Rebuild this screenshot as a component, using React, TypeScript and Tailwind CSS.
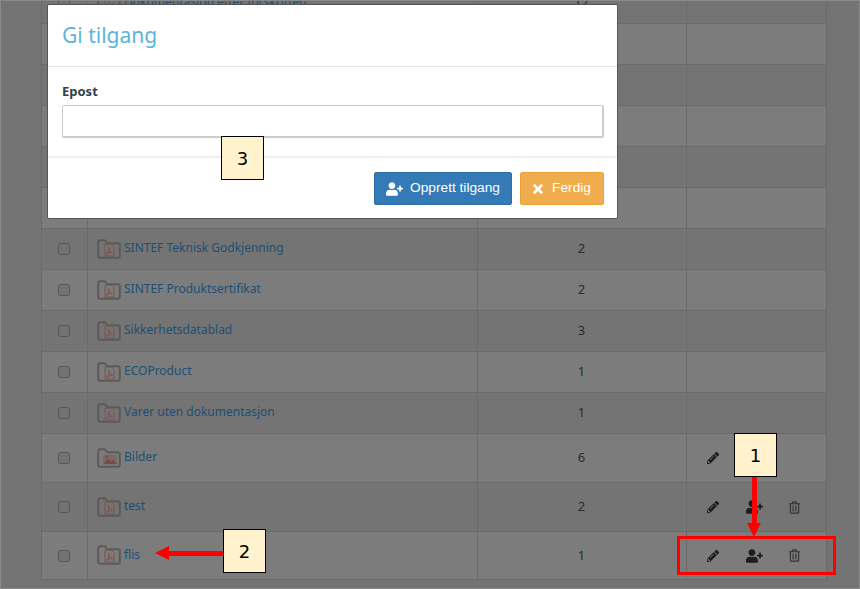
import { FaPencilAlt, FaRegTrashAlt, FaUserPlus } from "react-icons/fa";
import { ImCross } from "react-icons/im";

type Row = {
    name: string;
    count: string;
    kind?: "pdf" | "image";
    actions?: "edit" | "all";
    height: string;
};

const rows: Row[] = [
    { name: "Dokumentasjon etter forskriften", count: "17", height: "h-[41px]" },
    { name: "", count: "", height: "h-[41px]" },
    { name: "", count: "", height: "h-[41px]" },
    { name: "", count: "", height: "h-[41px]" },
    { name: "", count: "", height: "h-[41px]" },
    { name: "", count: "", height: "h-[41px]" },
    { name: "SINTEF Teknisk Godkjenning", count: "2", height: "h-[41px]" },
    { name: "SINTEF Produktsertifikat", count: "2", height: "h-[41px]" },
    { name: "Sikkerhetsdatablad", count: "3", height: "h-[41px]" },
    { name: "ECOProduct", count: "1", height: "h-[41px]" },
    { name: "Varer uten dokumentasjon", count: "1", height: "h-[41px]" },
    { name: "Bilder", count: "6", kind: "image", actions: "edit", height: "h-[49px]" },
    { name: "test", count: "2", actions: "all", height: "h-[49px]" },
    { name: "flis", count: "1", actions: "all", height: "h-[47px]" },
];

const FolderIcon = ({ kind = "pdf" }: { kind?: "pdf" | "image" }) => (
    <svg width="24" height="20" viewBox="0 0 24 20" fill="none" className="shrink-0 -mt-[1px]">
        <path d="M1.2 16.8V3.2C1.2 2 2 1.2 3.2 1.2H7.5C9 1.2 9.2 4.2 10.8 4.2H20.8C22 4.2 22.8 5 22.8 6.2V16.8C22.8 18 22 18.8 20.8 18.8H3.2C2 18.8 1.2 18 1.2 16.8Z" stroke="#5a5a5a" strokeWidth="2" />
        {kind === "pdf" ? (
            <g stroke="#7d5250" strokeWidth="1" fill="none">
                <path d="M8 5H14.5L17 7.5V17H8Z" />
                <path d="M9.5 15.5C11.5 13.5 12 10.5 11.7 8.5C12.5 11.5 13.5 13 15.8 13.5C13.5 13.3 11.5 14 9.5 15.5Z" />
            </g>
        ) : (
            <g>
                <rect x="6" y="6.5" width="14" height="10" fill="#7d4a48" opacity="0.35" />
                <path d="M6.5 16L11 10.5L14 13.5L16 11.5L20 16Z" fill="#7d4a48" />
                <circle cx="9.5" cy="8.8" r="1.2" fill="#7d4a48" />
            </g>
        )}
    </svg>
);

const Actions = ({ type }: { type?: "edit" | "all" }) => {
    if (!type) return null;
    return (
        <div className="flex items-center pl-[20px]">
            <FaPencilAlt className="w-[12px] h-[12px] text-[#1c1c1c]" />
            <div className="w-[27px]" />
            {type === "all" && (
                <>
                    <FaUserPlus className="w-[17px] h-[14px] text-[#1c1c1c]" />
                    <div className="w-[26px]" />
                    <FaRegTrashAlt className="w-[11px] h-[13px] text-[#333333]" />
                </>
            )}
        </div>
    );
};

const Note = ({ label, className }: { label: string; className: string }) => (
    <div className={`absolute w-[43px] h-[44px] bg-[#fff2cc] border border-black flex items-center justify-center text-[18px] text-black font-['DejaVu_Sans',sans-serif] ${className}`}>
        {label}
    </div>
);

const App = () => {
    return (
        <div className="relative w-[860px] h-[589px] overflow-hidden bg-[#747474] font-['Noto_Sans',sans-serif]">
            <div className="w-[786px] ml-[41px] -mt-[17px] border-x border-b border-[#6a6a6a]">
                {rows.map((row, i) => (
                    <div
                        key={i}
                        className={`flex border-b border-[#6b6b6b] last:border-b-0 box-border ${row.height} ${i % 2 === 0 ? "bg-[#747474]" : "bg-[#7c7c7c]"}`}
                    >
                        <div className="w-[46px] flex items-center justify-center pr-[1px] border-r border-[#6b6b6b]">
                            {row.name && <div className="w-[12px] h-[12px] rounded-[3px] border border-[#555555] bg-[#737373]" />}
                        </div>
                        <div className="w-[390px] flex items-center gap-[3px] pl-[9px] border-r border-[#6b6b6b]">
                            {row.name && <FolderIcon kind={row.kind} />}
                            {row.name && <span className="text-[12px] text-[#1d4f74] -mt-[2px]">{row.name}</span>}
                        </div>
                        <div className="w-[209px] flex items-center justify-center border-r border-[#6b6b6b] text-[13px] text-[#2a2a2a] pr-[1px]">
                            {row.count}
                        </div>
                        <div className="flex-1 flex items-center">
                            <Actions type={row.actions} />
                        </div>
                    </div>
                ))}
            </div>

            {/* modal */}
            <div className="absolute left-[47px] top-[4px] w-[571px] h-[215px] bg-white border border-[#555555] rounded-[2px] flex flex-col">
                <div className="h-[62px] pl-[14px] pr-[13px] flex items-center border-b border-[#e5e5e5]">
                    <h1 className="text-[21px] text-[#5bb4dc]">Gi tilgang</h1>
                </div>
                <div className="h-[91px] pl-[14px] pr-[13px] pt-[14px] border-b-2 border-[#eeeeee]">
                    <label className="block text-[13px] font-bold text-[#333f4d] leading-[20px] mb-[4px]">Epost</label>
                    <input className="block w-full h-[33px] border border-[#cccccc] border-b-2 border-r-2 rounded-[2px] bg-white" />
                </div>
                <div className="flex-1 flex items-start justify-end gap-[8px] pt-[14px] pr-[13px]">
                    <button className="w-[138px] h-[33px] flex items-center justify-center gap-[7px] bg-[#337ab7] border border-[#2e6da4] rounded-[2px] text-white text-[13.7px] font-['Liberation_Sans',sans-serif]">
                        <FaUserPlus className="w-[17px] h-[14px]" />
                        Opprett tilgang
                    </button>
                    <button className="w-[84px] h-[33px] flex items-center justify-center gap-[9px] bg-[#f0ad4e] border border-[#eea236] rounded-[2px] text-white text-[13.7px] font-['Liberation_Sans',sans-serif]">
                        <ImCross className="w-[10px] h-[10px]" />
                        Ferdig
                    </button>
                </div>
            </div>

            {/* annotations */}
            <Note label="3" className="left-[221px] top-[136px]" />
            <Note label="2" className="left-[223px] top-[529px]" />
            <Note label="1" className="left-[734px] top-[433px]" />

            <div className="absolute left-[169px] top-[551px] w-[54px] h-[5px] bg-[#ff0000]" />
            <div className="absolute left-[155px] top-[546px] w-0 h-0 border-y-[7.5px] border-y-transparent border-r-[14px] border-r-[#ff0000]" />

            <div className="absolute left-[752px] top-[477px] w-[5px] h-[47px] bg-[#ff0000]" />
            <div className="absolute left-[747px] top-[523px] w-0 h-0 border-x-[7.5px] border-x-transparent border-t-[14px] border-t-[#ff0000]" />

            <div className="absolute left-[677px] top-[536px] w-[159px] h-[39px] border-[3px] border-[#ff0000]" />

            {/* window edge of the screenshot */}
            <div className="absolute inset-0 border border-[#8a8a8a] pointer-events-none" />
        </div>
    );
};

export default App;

--

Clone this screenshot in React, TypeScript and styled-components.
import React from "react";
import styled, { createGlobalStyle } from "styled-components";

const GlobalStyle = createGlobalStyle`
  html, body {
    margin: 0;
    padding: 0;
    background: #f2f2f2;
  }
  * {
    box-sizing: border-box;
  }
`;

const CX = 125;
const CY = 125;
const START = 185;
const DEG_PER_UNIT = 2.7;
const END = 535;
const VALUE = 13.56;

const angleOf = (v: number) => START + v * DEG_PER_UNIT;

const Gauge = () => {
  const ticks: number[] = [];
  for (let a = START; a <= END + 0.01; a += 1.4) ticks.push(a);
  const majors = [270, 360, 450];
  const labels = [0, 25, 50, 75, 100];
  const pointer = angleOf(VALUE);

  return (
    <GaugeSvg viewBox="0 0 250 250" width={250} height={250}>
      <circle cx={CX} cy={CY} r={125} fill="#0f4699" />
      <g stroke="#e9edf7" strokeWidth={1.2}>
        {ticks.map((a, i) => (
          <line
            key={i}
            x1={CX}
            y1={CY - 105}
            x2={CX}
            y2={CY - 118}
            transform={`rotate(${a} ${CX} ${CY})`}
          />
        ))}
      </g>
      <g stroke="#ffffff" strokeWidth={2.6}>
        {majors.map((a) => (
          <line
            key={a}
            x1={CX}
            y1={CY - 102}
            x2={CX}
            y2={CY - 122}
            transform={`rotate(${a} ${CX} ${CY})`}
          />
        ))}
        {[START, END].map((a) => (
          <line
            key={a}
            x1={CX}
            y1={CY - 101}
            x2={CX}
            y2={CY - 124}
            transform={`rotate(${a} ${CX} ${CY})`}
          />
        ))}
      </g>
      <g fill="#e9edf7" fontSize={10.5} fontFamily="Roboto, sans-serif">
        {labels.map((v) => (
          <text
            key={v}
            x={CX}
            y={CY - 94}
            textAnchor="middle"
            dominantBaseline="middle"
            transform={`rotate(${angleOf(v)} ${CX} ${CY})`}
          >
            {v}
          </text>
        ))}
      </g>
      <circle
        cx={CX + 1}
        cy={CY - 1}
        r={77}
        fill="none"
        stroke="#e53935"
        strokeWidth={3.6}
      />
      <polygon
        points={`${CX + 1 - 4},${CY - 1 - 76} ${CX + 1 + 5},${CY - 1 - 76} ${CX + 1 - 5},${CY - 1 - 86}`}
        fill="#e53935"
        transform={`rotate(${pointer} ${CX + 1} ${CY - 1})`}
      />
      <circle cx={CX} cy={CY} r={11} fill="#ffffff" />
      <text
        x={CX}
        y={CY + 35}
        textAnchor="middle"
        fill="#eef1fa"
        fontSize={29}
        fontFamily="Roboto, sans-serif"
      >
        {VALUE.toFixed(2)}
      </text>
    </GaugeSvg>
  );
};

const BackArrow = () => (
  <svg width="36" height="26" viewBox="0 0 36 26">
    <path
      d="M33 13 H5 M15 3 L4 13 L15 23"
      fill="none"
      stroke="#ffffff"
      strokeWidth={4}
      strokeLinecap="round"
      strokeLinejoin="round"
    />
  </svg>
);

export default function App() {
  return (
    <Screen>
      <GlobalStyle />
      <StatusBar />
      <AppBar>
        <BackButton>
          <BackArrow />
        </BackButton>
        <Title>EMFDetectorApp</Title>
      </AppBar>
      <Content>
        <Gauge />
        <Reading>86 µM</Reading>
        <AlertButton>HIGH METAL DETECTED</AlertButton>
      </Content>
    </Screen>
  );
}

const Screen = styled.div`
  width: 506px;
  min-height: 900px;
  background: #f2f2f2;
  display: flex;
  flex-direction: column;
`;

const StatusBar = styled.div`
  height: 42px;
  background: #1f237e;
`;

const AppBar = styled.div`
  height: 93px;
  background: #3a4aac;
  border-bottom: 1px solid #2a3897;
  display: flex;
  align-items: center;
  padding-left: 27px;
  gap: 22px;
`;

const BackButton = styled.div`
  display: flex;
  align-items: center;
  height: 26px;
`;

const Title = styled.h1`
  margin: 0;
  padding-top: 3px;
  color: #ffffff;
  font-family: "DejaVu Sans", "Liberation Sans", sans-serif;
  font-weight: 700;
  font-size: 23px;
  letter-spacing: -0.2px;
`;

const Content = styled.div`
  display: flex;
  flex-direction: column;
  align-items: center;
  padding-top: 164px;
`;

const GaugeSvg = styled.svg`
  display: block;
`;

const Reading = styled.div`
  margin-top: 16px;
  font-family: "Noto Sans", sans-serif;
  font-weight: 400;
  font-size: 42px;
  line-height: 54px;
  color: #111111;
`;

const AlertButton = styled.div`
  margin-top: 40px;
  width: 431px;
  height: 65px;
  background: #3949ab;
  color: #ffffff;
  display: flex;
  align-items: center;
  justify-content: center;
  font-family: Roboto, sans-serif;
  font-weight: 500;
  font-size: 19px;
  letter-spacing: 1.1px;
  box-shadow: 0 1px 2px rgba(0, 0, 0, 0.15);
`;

--

Every line holding "screenshot" should be copied out.

RESPONSE:
Rebuild this screenshot as a component, using React, TypeScript and Tailwind CSS.
            {/* window edge of the screenshot */}
Clone this screenshot in React, TypeScript and styled-components.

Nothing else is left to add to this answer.